After the first flash of Rock N’ Roll it became apparent, at least to the older generations, that nobody, not even teenagers, would listen to or buy Rock records unless something was up. Turns out, they were about half-right, which was pretty good for that group. Long before the corporate takeover of the airways, disc-jockeys (called that because they actually played discs or vinyl records) decided what records got played on their shows. Merciless underpaid, DJs were perfect targets for bribes. But what kept them from playing one piece of garbage after another was the fact that if the teens went elsewhere (another station) the DJ would lose his job. So it was a delicate balance to keep the money following and still get ratings.
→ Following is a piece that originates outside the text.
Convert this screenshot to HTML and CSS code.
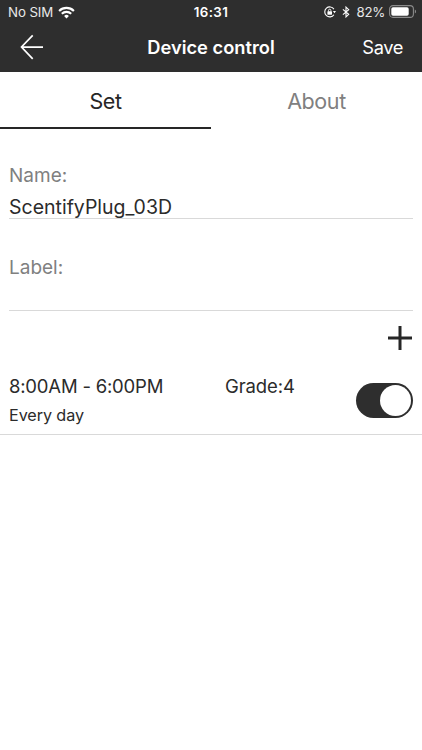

So Congress, in its infinite wisdom took time off from the budget, the economy, defense and God knows what else, to investigate payola – paying for radio airplay. Even Dick Clark, host of American Bandstand was under the microscope. Though he escaped relatively unscathed, it was revealed that Clark had a financial interest (in one form or another) on over fifty-percent of the acts that appeared on his daily show. His network, ABC, gave him an ultimatum. Either quit the show or divest his music holdings. Kids were a finicky audience, better to try to appeal to the adults. Clark dumped the music business and built a T.V. empire of games shows and New year’s Eve specials. DJ/promoter Alan Freed wasn’t so lucky. He got nailed for tax evasion and served time. It ruined his career and left him destitute.
Next up, the Kingsmen scored with their incredibly reckless version of “Louie, Louie.” This time Congress and the FBI investigated the song, convinced the sea shanty’s slurred lyrics were obscene. Oddly, there were more important matters at hand but you’d hardly know it.